For a start, you are employed by your company.
This means you have to file taxes both as a corporation and as an employee.
The first time around, such a task may seem daunting. When you handle filing once or twice, however, you’ll get much more comfortable with the required documentation.
You may be thinking that registering a corporation is a bad idea because of complications.
But as a corporate entity you can reduce certain types of taxes.
The claim is especially true for freelancers who earn higher incomes.
Again – talking to an accountant will give you a good idea about saving some money and reducing your taxes.
Registering a corporate entity can come with additional perks, so don’t discount this possibility immediately.
Keep in mind that filing deadlines for freelancers could be different from those for individuals who earn a salary as an employed professional.

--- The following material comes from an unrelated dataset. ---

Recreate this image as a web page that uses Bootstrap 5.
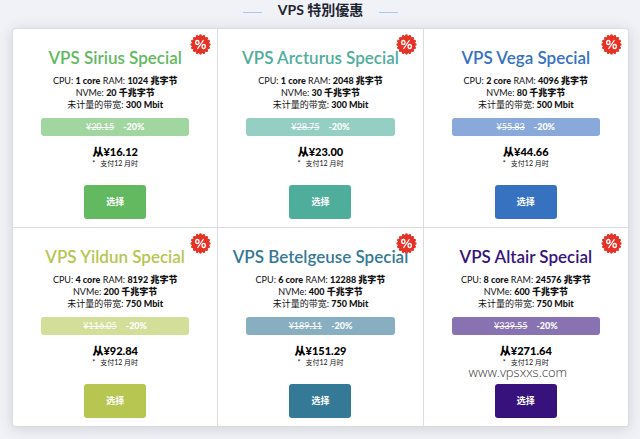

As far as tax authorities are concerned, these are separate entities. As a result the tax season ends on different dates in most countries.
Get Organized ASAP!
Don’t wait until the last minute to organize invoices, bills and other financial documents you’ll need to use for tax, deduction and refunds.
Maintaining accurate books throughout the year will save you a lot of time when tax season arrives.

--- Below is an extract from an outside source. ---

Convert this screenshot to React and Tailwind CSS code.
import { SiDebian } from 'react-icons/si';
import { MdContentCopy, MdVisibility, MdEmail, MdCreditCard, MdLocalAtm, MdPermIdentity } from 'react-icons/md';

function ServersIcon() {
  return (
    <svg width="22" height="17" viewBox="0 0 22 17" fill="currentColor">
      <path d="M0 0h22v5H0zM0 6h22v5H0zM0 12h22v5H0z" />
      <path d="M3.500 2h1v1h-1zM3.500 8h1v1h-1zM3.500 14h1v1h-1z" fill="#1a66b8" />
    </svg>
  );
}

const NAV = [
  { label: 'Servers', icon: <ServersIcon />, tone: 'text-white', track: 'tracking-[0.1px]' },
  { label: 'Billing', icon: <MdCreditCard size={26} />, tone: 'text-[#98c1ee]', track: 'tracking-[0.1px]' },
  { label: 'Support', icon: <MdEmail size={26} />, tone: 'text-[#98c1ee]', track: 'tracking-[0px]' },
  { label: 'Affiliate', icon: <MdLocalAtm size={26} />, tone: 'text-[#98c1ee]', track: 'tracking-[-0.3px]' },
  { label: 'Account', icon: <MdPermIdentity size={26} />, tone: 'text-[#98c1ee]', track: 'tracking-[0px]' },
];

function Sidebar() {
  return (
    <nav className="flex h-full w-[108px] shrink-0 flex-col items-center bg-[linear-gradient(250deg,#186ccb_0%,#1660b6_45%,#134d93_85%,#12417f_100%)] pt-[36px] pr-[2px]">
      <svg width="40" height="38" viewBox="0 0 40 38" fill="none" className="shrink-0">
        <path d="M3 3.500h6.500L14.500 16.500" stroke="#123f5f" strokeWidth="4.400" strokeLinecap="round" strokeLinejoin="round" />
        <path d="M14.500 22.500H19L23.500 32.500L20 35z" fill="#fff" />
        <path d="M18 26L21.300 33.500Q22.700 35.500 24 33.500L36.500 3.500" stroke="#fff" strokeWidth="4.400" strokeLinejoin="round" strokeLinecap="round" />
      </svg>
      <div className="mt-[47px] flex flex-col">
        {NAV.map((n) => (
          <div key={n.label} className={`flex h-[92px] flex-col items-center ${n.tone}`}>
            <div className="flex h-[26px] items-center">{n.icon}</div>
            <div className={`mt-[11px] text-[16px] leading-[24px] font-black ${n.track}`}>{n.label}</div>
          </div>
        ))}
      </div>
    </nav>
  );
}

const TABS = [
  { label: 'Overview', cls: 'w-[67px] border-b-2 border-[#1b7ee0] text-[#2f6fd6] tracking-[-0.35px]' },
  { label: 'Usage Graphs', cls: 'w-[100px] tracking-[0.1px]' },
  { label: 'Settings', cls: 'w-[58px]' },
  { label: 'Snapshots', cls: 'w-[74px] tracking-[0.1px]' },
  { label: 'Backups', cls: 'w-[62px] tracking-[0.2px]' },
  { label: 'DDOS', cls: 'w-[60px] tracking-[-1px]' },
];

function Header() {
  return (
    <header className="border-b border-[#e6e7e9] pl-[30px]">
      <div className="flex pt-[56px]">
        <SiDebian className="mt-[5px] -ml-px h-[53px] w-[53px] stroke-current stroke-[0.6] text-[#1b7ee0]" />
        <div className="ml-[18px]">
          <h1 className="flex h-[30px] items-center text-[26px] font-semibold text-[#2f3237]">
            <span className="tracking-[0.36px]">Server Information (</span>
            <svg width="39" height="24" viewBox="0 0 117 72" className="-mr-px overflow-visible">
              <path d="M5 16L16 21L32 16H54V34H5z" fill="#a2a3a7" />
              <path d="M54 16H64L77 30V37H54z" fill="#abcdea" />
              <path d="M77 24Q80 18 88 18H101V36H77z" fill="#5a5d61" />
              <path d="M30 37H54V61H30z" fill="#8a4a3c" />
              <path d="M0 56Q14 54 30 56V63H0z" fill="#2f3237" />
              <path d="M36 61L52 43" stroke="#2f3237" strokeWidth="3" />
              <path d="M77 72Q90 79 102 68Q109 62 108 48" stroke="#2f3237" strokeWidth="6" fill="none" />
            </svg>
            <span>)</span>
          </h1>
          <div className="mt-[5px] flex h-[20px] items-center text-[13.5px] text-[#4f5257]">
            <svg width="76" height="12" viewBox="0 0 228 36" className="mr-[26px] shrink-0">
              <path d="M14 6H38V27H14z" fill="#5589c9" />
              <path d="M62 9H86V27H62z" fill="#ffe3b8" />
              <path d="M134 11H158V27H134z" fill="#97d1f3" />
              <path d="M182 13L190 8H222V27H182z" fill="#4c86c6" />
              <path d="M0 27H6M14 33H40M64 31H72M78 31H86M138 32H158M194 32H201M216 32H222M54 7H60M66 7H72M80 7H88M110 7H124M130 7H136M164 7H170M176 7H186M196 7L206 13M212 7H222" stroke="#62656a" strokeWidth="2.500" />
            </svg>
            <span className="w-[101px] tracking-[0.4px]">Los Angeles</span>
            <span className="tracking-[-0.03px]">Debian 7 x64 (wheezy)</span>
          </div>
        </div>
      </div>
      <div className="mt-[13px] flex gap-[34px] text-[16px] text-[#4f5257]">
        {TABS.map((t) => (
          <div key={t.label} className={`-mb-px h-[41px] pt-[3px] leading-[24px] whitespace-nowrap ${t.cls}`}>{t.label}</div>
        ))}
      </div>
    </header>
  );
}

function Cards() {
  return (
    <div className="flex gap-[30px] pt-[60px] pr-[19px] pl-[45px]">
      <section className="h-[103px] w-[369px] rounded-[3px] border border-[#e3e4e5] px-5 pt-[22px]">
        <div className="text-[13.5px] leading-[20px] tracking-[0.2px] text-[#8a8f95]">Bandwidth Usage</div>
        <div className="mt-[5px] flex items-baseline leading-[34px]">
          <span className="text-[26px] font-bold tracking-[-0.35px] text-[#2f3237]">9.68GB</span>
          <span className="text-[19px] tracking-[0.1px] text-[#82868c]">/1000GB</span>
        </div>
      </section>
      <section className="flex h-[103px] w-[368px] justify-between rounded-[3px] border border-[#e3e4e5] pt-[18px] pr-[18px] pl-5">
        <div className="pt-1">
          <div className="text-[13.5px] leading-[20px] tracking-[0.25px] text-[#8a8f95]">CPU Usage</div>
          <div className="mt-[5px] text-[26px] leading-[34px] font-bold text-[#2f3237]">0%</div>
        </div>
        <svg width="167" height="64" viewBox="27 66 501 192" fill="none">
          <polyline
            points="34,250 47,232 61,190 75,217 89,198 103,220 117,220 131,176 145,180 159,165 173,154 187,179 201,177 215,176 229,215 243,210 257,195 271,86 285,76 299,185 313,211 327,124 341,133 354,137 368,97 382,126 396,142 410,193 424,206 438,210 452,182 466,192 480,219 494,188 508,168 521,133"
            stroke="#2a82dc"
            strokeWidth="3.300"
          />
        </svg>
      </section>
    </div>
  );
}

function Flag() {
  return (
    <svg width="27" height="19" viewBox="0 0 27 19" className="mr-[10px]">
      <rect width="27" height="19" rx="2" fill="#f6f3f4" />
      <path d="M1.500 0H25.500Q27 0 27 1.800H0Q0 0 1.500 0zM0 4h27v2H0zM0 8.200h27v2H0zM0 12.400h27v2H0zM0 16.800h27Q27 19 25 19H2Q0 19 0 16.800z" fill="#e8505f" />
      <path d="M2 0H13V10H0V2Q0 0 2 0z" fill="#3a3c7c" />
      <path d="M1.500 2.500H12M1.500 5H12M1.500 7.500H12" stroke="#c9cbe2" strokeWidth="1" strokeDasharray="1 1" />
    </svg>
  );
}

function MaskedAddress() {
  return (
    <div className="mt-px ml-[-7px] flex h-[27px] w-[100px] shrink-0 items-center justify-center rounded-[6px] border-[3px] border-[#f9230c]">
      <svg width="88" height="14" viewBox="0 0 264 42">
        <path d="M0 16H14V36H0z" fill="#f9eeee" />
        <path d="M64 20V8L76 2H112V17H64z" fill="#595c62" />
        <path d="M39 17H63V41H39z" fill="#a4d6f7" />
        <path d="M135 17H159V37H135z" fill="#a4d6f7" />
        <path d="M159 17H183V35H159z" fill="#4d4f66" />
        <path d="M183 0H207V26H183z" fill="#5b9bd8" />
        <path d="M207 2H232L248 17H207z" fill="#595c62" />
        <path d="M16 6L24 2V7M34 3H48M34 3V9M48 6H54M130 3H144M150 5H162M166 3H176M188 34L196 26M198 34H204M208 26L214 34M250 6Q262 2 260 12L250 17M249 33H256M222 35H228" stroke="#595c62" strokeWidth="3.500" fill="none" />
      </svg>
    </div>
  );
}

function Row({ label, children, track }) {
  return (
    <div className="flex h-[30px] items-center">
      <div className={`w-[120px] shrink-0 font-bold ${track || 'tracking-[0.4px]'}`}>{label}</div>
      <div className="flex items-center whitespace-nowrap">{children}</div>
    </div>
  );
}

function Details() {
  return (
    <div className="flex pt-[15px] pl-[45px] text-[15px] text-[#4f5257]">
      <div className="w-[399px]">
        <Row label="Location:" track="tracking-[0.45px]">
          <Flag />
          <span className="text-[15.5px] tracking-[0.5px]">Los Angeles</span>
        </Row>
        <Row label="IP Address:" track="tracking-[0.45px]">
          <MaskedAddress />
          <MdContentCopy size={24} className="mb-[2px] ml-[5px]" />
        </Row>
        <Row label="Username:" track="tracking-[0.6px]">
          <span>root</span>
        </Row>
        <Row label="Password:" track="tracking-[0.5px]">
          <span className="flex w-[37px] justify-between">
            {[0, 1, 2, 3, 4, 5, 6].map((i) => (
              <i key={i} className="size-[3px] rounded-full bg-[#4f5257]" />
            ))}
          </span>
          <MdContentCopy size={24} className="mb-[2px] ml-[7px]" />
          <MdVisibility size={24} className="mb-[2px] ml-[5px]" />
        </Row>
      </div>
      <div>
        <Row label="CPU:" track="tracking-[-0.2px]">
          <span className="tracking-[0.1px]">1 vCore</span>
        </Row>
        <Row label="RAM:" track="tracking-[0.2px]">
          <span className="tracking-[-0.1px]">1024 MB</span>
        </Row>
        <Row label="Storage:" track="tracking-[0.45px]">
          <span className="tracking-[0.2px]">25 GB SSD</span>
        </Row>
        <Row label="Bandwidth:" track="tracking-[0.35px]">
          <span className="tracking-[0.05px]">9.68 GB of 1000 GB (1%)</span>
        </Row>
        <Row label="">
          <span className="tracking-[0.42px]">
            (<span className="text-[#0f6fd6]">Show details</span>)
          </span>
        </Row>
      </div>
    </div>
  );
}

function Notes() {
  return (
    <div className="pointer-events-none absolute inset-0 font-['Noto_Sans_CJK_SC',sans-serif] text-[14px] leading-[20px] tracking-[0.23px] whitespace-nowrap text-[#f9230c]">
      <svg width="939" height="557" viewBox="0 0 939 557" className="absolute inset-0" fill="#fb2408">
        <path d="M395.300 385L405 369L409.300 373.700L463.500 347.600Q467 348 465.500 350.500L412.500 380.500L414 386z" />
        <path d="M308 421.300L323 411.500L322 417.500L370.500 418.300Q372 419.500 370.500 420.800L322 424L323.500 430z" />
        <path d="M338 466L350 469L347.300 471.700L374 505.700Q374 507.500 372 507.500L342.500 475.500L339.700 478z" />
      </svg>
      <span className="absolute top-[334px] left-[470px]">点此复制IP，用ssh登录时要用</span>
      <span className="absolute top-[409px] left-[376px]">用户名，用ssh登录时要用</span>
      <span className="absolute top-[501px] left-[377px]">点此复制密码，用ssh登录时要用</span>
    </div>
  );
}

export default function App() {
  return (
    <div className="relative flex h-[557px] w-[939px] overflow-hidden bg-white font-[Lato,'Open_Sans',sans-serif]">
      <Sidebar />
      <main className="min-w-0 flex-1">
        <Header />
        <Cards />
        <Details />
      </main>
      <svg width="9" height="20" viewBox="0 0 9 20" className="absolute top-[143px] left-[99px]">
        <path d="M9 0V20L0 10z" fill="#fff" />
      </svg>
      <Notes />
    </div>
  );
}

Not only that, you could actually handle tax documents early enough to benefit from discounts and some other opportunities to save money.
It’s very important that your financial records are comprehensive and accurate.
File them by date and also by type.
It’s best to use a financial management software for digital invoices and documentation.
If you have paper copies, you may want to get those scanned and added to your digital bookkeeping records.
Sometimes, you will have to prove expenses and provide additional documentation to taxation authorities.
This is why you shouldn’t discard receipts or invoices. Keep them until all taxes have been sorted out.
There could also be document retention requirements that oblige you to keep financial data for a certain number of years.
By keeping books and all files you’ll be reducing the risk of going through challenging audits which eventually lead to dealing with fines.